> _AIM OF THE TASK_
Among the entries, which lines carry the string "that"? Copy each of them.

[Rows from a dataset of pages and code]
****************
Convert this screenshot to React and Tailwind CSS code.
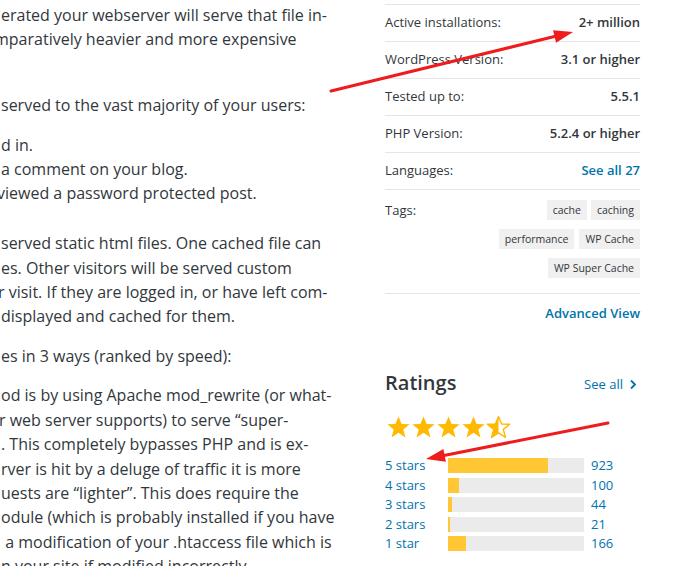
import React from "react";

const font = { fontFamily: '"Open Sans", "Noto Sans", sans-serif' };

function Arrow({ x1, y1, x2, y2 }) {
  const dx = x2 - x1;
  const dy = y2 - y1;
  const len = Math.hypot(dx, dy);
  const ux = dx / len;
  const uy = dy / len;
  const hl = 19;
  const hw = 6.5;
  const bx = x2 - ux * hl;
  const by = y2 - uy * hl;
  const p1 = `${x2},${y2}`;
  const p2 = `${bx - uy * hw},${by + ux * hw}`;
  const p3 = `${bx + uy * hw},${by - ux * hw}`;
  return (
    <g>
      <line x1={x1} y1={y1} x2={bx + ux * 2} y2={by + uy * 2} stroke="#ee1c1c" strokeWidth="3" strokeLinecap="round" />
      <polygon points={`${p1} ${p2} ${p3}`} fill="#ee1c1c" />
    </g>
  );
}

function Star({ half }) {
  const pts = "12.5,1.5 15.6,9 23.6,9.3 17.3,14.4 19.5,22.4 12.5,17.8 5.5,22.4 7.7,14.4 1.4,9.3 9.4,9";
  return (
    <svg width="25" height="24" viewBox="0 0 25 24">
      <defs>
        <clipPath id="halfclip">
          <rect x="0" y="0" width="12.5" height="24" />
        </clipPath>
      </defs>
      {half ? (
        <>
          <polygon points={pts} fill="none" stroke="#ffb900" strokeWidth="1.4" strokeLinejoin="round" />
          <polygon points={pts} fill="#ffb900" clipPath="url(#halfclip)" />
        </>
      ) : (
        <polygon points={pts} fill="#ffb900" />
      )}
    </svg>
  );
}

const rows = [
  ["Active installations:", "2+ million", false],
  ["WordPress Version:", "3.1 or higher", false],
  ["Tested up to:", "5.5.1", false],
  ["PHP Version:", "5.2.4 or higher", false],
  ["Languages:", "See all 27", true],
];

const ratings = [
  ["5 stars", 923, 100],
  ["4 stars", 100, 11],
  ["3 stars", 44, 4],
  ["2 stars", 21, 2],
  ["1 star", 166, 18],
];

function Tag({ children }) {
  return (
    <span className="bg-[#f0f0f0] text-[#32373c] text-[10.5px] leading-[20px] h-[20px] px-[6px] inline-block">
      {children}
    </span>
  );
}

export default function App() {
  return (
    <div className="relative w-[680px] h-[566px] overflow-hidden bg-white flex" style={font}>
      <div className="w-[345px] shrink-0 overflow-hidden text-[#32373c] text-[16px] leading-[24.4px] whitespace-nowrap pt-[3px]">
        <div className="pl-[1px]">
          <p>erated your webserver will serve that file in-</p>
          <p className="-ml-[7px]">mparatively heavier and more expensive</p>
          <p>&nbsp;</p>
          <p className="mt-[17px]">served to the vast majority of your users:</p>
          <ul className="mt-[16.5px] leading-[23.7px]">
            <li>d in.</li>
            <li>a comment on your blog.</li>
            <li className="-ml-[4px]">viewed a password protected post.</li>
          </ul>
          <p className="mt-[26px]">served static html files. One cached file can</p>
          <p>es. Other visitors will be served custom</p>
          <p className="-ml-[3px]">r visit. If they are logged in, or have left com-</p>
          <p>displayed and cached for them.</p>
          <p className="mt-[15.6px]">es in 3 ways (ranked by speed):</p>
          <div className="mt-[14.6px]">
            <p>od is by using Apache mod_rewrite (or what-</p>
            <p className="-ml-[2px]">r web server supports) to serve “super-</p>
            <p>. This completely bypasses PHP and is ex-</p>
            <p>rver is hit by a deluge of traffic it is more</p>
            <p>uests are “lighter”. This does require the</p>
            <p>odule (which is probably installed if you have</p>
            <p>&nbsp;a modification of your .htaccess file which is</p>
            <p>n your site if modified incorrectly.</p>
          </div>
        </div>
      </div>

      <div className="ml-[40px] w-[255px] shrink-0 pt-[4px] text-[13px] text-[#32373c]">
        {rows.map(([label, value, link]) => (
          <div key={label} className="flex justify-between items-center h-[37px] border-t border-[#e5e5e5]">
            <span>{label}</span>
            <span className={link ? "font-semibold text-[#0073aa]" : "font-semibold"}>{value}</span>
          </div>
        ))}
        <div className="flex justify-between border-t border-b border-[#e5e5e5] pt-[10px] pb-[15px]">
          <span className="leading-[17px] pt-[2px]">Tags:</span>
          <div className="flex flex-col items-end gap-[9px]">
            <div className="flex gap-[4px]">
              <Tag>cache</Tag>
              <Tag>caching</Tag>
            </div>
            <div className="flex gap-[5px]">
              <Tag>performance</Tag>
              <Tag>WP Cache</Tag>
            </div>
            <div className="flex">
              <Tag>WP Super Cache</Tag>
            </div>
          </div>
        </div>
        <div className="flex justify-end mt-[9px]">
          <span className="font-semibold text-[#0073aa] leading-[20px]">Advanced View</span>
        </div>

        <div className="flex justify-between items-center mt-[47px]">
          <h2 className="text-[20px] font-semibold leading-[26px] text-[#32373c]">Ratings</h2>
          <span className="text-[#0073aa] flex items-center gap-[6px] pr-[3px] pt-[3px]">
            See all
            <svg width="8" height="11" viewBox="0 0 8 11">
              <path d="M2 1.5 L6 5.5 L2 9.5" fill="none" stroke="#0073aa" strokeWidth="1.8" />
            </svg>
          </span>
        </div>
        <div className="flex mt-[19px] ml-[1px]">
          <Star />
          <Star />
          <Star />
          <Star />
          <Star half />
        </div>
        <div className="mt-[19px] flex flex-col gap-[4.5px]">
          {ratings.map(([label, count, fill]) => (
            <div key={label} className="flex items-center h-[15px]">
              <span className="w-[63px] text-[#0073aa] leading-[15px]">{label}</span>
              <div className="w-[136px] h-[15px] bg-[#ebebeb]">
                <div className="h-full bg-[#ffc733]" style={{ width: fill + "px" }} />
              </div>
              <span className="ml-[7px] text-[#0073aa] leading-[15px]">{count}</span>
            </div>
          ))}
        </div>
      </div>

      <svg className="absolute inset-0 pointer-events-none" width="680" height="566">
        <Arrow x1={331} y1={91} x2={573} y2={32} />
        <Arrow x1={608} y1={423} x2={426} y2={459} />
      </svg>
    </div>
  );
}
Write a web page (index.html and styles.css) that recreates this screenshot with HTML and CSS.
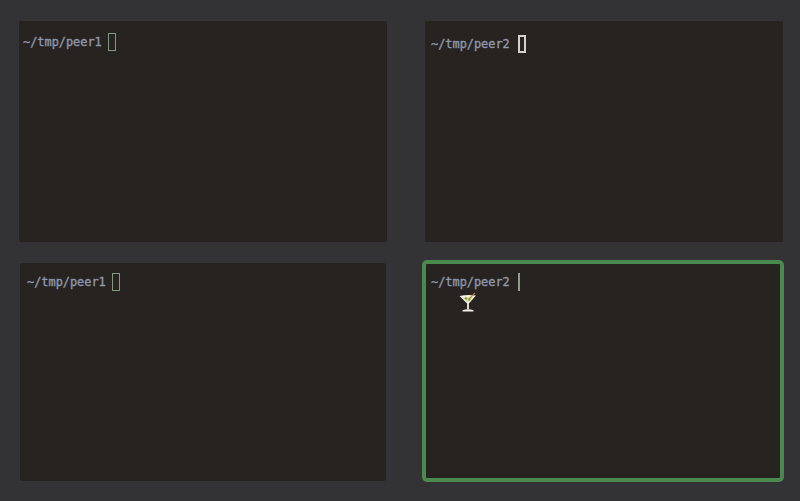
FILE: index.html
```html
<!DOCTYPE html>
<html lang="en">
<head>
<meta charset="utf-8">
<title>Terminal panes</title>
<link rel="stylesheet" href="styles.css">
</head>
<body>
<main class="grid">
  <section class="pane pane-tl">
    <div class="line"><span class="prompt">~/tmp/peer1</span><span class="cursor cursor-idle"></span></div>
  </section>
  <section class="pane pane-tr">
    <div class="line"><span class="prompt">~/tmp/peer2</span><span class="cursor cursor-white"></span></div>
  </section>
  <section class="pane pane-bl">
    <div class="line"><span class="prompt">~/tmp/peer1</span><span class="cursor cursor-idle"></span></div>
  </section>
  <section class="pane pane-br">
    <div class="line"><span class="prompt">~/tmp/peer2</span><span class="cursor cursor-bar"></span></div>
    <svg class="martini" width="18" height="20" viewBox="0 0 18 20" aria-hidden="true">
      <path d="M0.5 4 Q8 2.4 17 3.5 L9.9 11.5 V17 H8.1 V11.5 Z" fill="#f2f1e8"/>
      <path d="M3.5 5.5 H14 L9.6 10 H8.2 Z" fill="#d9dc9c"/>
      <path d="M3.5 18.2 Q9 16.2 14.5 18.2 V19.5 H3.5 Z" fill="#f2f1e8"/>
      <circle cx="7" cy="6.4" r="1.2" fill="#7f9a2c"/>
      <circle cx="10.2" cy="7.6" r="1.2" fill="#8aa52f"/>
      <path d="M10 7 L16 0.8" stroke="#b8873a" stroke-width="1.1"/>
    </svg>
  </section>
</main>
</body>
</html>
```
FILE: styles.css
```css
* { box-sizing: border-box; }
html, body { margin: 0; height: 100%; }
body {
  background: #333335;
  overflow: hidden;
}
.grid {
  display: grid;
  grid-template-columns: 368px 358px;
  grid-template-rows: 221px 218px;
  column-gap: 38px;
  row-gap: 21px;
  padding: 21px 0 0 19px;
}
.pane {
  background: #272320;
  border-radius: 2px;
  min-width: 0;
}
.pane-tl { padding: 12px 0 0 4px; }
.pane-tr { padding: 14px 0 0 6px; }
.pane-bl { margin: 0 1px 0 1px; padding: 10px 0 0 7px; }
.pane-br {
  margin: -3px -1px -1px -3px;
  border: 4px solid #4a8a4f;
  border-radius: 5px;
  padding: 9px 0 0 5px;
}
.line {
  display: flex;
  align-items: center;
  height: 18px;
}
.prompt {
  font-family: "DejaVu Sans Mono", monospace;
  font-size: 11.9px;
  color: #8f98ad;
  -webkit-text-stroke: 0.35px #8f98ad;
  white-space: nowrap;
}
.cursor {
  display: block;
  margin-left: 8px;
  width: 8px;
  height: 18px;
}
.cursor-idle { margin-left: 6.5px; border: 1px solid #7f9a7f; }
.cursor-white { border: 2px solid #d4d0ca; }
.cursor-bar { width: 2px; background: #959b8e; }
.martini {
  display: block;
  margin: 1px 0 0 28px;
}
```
****************
> _THE RESULT_
          <p>erated your webserver will serve that file in-</p>
Write a web page (index.html and styles.css) that recreates this screenshot with HTML and CSS.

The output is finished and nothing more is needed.